Produce a word-for-word copy of the listing below without its pictures.

═══ Records for the task

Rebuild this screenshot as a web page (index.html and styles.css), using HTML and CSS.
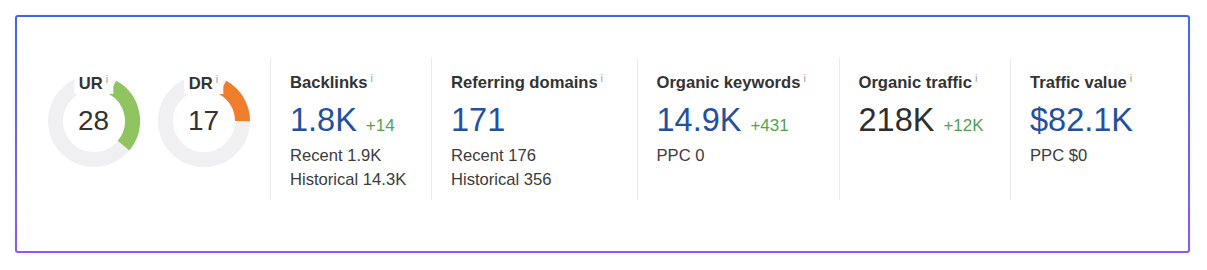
FILE: index.html
```html
<!DOCTYPE html>
<html lang="en">
<head>
<meta charset="utf-8">
<title>Overview</title>
<link rel="stylesheet" href="styles.css">
</head>
<body>
<div class="page">
  <div class="card">
    <div class="row">
      <div class="gauges">
        <div class="gauge">
          <svg class="ring" width="92" height="92" viewBox="0 0 92 92">
            <circle class="track" cx="46" cy="46" r="38.5"></circle>
            <path class="arc arc-ur" d="M64.67 12.33 A38.5 38.5 0 0 1 75.58 70.64"></path>
          </svg>
          <div class="gauge-label">UR<span class="info">i</span></div>
          <div class="gauge-value">28</div>
        </div>
        <div class="gauge">
          <svg class="ring" width="92" height="92" viewBox="0 0 92 92">
            <circle class="track" cx="46" cy="46" r="38.5"></circle>
            <path class="arc arc-dr" d="M64.67 12.33 A38.5 38.5 0 0 1 84.5 46.13"></path>
          </svg>
          <div class="gauge-label">DR<span class="info">i</span></div>
          <div class="gauge-value">17</div>
        </div>
      </div>

      <div class="metric">
        <div class="metric-label">Backlinks<span class="info">i</span></div>
        <div class="metric-main"><span class="big blue">1.8K</span><span class="delta">+14</span></div>
        <div class="metric-sub">
          <div>Recent 1.9K</div>
          <div>Historical 14.3K</div>
        </div>
      </div>

      <div class="metric">
        <div class="metric-label">Referring domains<span class="info">i</span></div>
        <div class="metric-main"><span class="big blue">171</span></div>
        <div class="metric-sub">
          <div>Recent 176</div>
          <div>Historical 356</div>
        </div>
      </div>

      <div class="metric">
        <div class="metric-label">Organic keywords<span class="info">i</span></div>
        <div class="metric-main"><span class="big blue">14.9K</span><span class="delta">+431</span></div>
        <div class="metric-sub">
          <div>PPC 0</div>
        </div>
      </div>

      <div class="metric">
        <div class="metric-label">Organic traffic<span class="info">i</span></div>
        <div class="metric-main"><span class="big dark">218K</span><span class="delta">+12K</span></div>
      </div>

      <div class="metric">
        <div class="metric-label">Traffic value<span class="info">i</span></div>
        <div class="metric-main"><span class="big blue">$82.1K</span></div>
        <div class="metric-sub">
          <div>PPC $0</div>
        </div>
      </div>
    </div>
  </div>
</div>
</body>
</html>
```

FILE: styles.css
```css
* {
  box-sizing: border-box;
}

html, body {
  margin: 0;
  padding: 0;
  background: #ffffff;
}

body {
  font-family: "Liberation Sans", Arial, sans-serif;
  color: #333333;
}

.page {
  padding: 15px 17px 17px 15px;
}

.card {
  width: 1175px;
  height: 238px;
  border: 2px solid transparent;
  border-radius: 3px;
  background:
    linear-gradient(#ffffff, #ffffff) padding-box,
    linear-gradient(180deg, #3f68e6 0%, #6a63e8 50%, #8a5ce8 100%) border-box;
  box-shadow: 0 0 5px rgba(0, 0, 0, 0.07);
  padding-top: 41px;
}

.row {
  display: grid;
  grid-template-columns: 253px 161px 205.5px 202px 171.5px 1fr;
  height: 142px;
}

.gauges {
  display: flex;
  gap: 18px;
  padding-left: 30.5px;
  padding-top: 17px;
}

.gauge {
  position: relative;
  width: 92px;
  height: 92px;
}

.ring {
  display: block;
}

.track {
  fill: none;
  stroke: #f0f0f3;
  stroke-width: 15;
}

.arc {
  fill: none;
  stroke-width: 15;
  stroke-linecap: butt;
}

.arc-ur {
  stroke: #8fc45f;
}

.arc-dr {
  stroke: #ef7d2b;
}

.gauge-label {
  position: absolute;
  top: -1.5px;
  left: 50%;
  transform: translateX(-50%);
  background: #ffffff;
  padding: 0 5px;
  font-size: 16.6px;
  font-weight: bold;
  line-height: 20px;
  white-space: nowrap;
  color: #333333;
}

.gauge-value {
  position: absolute;
  inset: 0;
  display: flex;
  align-items: center;
  justify-content: center;
  font-size: 28px;
  color: #333333;
}

.metric {
  border-left: 1px solid #ebebeb;
  padding: 15.4px 0 0 19px;
  white-space: nowrap;
}

.metric-label {
  font-size: 16.6px;
  font-weight: bold;
  line-height: 20px;
  color: #333333;
}

.info {
  font-size: 11px;
  font-weight: normal;
  line-height: 0;
  color: #a0a0a0;
  vertical-align: 6px;
  margin-left: 3px;
}

.metric-main {
  margin-top: 8.7px;
  line-height: 36px;
  height: 36px;
}

.big {
  font-size: 32.5px;
}

.blue {
  color: #24509d;
}

.dark {
  color: #2e2e2e;
}

.delta {
  font-size: 17px;
  color: #52a34d;
  margin-left: 9px;
}

.metric-sub {
  margin-top: 6px;
  font-size: 16.6px;
  line-height: 24px;
  color: #3c3c3c;
}
```
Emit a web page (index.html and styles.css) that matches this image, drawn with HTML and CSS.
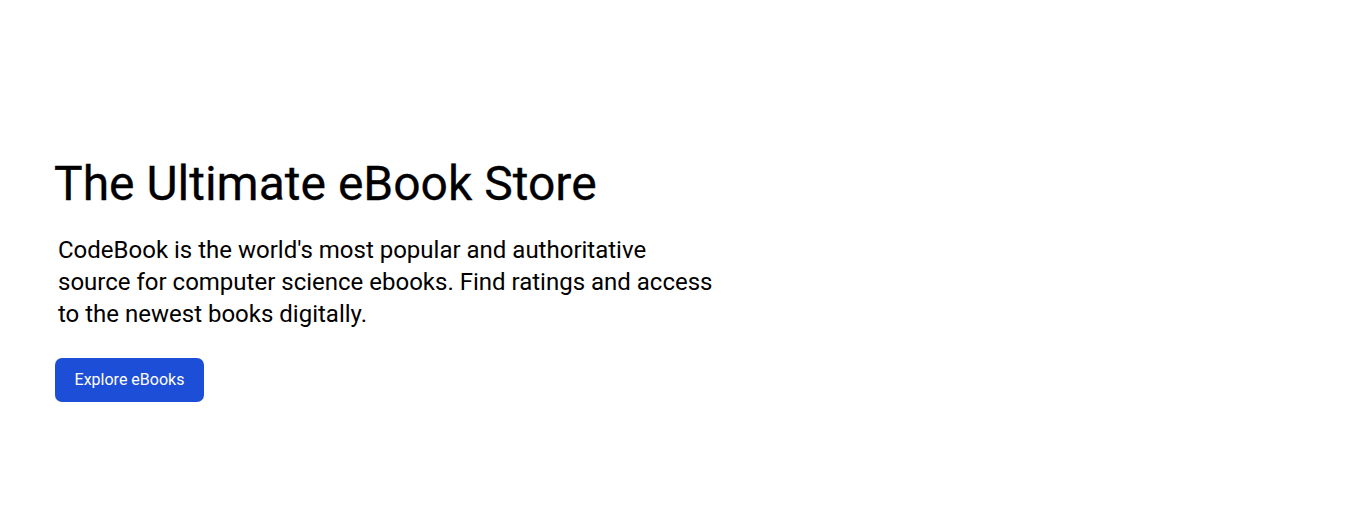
FILE: index.html
```html
<!DOCTYPE html>
<html lang="en">
<head>
<meta charset="utf-8">
<title>CodeBook</title>
<link rel="stylesheet" href="styles.css">
</head>
<body>
<main class="hero">
  <h1 class="hero-title">The Ultimate eBook Store</h1>
  <p class="hero-text">CodeBook is the world's most popular and authoritative source for computer science ebooks. Find ratings and access to the newest books digitally.</p>
  <a class="hero-button" href="#">Explore eBooks</a>
</main>
</body>
</html>
```
FILE: styles.css
```css
* { box-sizing: border-box; }
html, body {
  margin: 0;
  padding: 0;
  background: #ffffff;
  font-family: Roboto, "Liberation Sans", sans-serif;
  color: #000000;
}
.hero {
  display: flex;
  flex-direction: column;
  align-items: flex-start;
  padding: 156px 0 0 54px;
}
.hero-title {
  margin: 0;
  font-size: 48px;
  font-weight: 400;
  line-height: 56px;
  -webkit-text-stroke: 0.3px #000000;
}
.hero-text {
  margin: 22px 0 0 4px;
  width: 656px;
  font-size: 24px;
  line-height: 32px;
  font-weight: 400;
}
.hero-button {
  margin-top: 28px;
  margin-left: 1px;
  display: inline-flex;
  align-items: center;
  justify-content: center;
  height: 44px;
  width: 149px;
  padding-bottom: 2px;
  border-radius: 7px;
  background: #1d4ed8;
  color: #ffffff;
  font-size: 16px;
  text-decoration: none;
}
```
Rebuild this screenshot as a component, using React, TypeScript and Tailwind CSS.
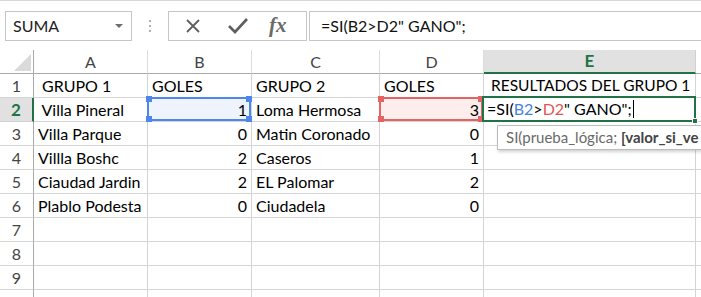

══════

• In response
Rebuild this screenshot as a web page (index.html and styles.css), using HTML and CSS.
FILE: index.html
```html
<!DOCTYPE html>
<html lang="en">
<head>
<meta charset="utf-8">
<title>Overview</title>
<link rel="stylesheet" href="styles.css">
</head>
<body>
<div class="page">
  <div class="card">
    <div class="row">
      <div class="gauges">
        <div class="gauge">
          <svg class="ring" width="92" height="92" viewBox="0 0 92 92">
            <circle class="track" cx="46" cy="46" r="38.5"></circle>
            <path class="arc arc-ur" d="M64.67 12.33 A38.5 38.5 0 0 1 75.58 70.64"></path>
          </svg>
          <div class="gauge-label">UR<span class="info">i</span></div>
          <div class="gauge-value">28</div>
        </div>
        <div class="gauge">
          <svg class="ring" width="92" height="92" viewBox="0 0 92 92">
            <circle class="track" cx="46" cy="46" r="38.5"></circle>
            <path class="arc arc-dr" d="M64.67 12.33 A38.5 38.5 0 0 1 84.5 46.13"></path>
          </svg>
          <div class="gauge-label">DR<span class="info">i</span></div>
          <div class="gauge-value">17</div>
        </div>
      </div>

      <div class="metric">
        <div class="metric-label">Backlinks<span class="info">i</span></div>
        <div class="metric-main"><span class="big blue">1.8K</span><span class="delta">+14</span></div>
        <div class="metric-sub">
          <div>Recent 1.9K</div>
          <div>Historical 14.3K</div>
        </div>
      </div>

      <div class="metric">
        <div class="metric-label">Referring domains<span class="info">i</span></div>
        <div class="metric-main"><span class="big blue">171</span></div>
        <div class="metric-sub">
          <div>Recent 176</div>
          <div>Historical 356</div>
        </div>
      </div>

      <div class="metric">
        <div class="metric-label">Organic keywords<span class="info">i</span></div>
        <div class="metric-main"><span class="big blue">14.9K</span><span class="delta">+431</span></div>
        <div class="metric-sub">
          <div>PPC 0</div>
        </div>
      </div>

      <div class="metric">
        <div class="metric-label">Organic traffic<span class="info">i</span></div>
        <div class="metric-main"><span class="big dark">218K</span><span class="delta">+12K</span></div>
      </div>

      <div class="metric">
        <div class="metric-label">Traffic value<span class="info">i</span></div>
        <div class="metric-main"><span class="big blue">$82.1K</span></div>
        <div class="metric-sub">
          <div>PPC $0</div>
        </div>
      </div>
    </div>
  </div>
</div>
</body>
</html>
```

FILE: styles.css
```css
* {
  box-sizing: border-box;
}

html, body {
  margin: 0;
  padding: 0;
  background: #ffffff;
}

body {
  font-family: "Liberation Sans", Arial, sans-serif;
  color: #333333;
}

.page {
  padding: 15px 17px 17px 15px;
}

.card {
  width: 1175px;
  height: 238px;
  border: 2px solid transparent;
  border-radius: 3px;
  background:
    linear-gradient(#ffffff, #ffffff) padding-box,
    linear-gradient(180deg, #3f68e6 0%, #6a63e8 50%, #8a5ce8 100%) border-box;
  box-shadow: 0 0 5px rgba(0, 0, 0, 0.07);
  padding-top: 41px;
}

.row {
  display: grid;
  grid-template-columns: 253px 161px 205.5px 202px 171.5px 1fr;
  height: 142px;
}

.gauges {
  display: flex;
  gap: 18px;
  padding-left: 30.5px;
  padding-top: 17px;
}

.gauge {
  position: relative;
  width: 92px;
  height: 92px;
}

.ring {
  display: block;
}

.track {
  fill: none;
  stroke: #f0f0f3;
  stroke-width: 15;
}

.arc {
  fill: none;
  stroke-width: 15;
  stroke-linecap: butt;
}

.arc-ur {
  stroke: #8fc45f;
}

.arc-dr {
  stroke: #ef7d2b;
}

.gauge-label {
  position: absolute;
  top: -1.5px;
  left: 50%;
  transform: translateX(-50%);
  background: #ffffff;
  padding: 0 5px;
  font-size: 16.6px;
  font-weight: bold;
  line-height: 20px;
  white-space: nowrap;
  color: #333333;
}

.gauge-value {
  position: absolute;
  inset: 0;
  display: flex;
  align-items: center;
  justify-content: center;
  font-size: 28px;
  color: #333333;
}

.metric {
  border-left: 1px solid #ebebeb;
  padding: 15.4px 0 0 19px;
  white-space: nowrap;
}

.metric-label {
  font-size: 16.6px;
  font-weight: bold;
  line-height: 20px;
  color: #333333;
}

.info {
  font-size: 11px;
  font-weight: normal;
  line-height: 0;
  color: #a0a0a0;
  vertical-align: 6px;
  margin-left: 3px;
}

.metric-main {
  margin-top: 8.7px;
  line-height: 36px;
  height: 36px;
}

.big {
  font-size: 32.5px;
}

.blue {
  color: #24509d;
}

.dark {
  color: #2e2e2e;
}

.delta {
  font-size: 17px;
  color: #52a34d;
  margin-left: 9px;
}

.metric-sub {
  margin-top: 6px;
  font-size: 16.6px;
  line-height: 24px;
  color: #3c3c3c;
}
```
Emit a web page (index.html and styles.css) that matches this image, drawn with HTML and CSS.
FILE: index.html
```html
<!DOCTYPE html>
<html lang="en">
<head>
<meta charset="utf-8">
<title>CodeBook</title>
<link rel="stylesheet" href="styles.css">
</head>
<body>
<main class="hero">
  <h1 class="hero-title">The Ultimate eBook Store</h1>
  <p class="hero-text">CodeBook is the world's most popular and authoritative source for computer science ebooks. Find ratings and access to the newest books digitally.</p>
  <a class="hero-button" href="#">Explore eBooks</a>
</main>
</body>
</html>
```
FILE: styles.css
```css
* { box-sizing: border-box; }
html, body {
  margin: 0;
  padding: 0;
  background: #ffffff;
  font-family: Roboto, "Liberation Sans", sans-serif;
  color: #000000;
}
.hero {
  display: flex;
  flex-direction: column;
  align-items: flex-start;
  padding: 156px 0 0 54px;
}
.hero-title {
  margin: 0;
  font-size: 48px;
  font-weight: 400;
  line-height: 56px;
  -webkit-text-stroke: 0.3px #000000;
}
.hero-text {
  margin: 22px 0 0 4px;
  width: 656px;
  font-size: 24px;
  line-height: 32px;
  font-weight: 400;
}
.hero-button {
  margin-top: 28px;
  margin-left: 1px;
  display: inline-flex;
  align-items: center;
  justify-content: center;
  height: 44px;
  width: 149px;
  padding-bottom: 2px;
  border-radius: 7px;
  background: #1d4ed8;
  color: #ffffff;
  font-size: 16px;
  text-decoration: none;
}
```
Rebuild this screenshot as a component, using React, TypeScript and Tailwind CSS.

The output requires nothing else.